Movement is as important to him as stillness, and the inter-play of shape and colour is an essential part of his individuality. His closely-observed representations of foliage, for instance, only half conceal a pathway into a spacious interior where the distance is even more profound arid haunting.

There is also an erotic quality about many of Gregory's paintings where the naked human form is seen as a temptation to nature itself, as if he is trying to regain some Eden-like innocence before it was exploited. Eve walks in his gardens, her modesty once again shielded only by leaves.

There is also irony and wit, as well as provocation, all of which make him a serious and thoughtful artist who wants his paintings to make a statement.

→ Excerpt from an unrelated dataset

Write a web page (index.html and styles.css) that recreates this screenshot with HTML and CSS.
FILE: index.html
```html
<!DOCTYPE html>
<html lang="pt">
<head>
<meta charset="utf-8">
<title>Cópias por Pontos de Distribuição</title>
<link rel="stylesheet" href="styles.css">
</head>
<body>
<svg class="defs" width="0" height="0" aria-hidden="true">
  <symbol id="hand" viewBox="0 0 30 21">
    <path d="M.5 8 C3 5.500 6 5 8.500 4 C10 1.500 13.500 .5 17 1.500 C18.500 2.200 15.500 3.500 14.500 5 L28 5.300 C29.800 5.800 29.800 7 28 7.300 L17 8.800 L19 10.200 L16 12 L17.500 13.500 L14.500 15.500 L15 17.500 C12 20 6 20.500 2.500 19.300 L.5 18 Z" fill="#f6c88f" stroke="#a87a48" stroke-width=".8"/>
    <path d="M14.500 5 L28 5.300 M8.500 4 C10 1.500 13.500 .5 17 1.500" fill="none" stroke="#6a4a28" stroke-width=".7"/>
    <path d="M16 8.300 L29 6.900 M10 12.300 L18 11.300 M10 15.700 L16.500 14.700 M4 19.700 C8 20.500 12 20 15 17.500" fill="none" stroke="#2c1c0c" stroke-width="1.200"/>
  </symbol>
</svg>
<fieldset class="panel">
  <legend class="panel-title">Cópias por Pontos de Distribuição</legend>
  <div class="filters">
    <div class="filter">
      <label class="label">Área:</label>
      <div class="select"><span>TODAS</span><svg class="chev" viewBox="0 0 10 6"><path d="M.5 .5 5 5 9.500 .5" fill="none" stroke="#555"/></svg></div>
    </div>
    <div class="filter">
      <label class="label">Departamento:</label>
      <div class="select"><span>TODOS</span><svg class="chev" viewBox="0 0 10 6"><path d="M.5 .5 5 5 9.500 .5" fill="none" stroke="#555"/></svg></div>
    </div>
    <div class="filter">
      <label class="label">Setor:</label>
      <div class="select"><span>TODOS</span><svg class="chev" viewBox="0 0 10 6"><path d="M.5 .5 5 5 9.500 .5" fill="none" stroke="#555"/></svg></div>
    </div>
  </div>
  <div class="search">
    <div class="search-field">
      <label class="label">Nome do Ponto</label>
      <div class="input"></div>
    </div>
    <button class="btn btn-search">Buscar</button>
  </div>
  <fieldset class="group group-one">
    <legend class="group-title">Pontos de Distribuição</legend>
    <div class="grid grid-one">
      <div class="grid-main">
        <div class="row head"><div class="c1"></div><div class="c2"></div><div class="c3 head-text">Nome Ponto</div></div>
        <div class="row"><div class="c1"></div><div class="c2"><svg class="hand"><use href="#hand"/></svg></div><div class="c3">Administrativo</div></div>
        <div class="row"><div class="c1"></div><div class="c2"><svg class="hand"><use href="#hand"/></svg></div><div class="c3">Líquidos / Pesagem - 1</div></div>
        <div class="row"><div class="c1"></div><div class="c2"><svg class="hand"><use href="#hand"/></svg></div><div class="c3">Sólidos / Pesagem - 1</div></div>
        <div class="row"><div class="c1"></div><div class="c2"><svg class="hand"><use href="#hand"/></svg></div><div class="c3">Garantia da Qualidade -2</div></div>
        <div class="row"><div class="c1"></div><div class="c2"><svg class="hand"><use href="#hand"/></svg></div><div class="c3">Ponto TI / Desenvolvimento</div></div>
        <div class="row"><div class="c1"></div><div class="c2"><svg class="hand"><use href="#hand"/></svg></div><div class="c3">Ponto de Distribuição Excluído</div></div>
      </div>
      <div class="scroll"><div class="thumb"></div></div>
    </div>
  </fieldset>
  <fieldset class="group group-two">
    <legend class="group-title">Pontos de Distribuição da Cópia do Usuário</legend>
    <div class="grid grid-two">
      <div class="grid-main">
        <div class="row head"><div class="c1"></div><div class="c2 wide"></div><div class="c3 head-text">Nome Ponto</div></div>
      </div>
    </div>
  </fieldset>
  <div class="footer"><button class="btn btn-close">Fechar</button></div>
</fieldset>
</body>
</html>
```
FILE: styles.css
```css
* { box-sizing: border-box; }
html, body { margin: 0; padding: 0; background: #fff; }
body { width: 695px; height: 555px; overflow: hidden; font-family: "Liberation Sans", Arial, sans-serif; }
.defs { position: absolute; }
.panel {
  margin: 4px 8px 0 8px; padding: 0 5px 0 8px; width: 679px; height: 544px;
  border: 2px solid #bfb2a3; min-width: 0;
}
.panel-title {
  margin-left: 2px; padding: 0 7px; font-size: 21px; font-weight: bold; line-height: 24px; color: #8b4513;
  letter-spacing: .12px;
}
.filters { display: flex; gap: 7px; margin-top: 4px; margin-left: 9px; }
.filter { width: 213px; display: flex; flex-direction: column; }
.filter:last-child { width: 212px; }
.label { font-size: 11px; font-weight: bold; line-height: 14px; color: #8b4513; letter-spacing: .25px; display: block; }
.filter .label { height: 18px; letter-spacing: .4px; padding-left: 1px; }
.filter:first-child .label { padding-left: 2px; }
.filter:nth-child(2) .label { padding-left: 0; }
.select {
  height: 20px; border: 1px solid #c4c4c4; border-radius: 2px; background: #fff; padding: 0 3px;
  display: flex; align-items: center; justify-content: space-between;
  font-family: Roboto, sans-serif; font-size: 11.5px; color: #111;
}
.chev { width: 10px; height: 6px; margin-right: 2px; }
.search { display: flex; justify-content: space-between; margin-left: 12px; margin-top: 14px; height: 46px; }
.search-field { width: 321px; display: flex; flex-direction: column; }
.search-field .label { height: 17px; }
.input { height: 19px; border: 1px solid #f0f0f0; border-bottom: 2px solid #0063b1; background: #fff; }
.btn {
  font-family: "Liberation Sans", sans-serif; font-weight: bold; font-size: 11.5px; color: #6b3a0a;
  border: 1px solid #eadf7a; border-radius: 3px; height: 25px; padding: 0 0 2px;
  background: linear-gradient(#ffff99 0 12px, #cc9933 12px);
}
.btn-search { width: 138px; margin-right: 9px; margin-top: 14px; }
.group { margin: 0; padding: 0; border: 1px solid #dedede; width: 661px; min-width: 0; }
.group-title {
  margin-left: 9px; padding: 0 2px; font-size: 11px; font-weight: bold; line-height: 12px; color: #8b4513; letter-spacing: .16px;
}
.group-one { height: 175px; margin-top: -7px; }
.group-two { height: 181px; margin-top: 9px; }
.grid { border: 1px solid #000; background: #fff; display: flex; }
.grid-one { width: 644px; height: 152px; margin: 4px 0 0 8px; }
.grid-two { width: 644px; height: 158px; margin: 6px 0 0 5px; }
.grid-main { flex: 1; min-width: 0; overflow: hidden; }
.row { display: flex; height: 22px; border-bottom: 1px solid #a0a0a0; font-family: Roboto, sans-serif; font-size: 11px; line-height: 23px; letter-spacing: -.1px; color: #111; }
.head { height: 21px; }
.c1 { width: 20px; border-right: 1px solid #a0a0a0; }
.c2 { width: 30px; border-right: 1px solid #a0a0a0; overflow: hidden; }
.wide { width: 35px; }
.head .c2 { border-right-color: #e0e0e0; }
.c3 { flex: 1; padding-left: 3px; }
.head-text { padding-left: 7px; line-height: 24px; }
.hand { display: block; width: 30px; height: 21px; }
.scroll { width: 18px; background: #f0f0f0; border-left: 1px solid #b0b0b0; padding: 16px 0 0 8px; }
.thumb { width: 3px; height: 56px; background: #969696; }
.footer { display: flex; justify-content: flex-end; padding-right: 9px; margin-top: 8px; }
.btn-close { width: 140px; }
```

Although his paintings are born out of a private world, it is a world we share and we need the eyes of the artist to make us see the familiar, the world in   which we daily live. Artists may not always see things as they are, or as we think they are, but without them we would miss more than half of what is always there, and which we lightly take for granted. Having known Mac Gregory's work now for four decades, it has been a constant joumey of discovery into perception and wonder.

As Ernst Gombrich said,

"To marvel is the beginning of knowledge,
and when we cease to marvel we are in danger of ceasing to know."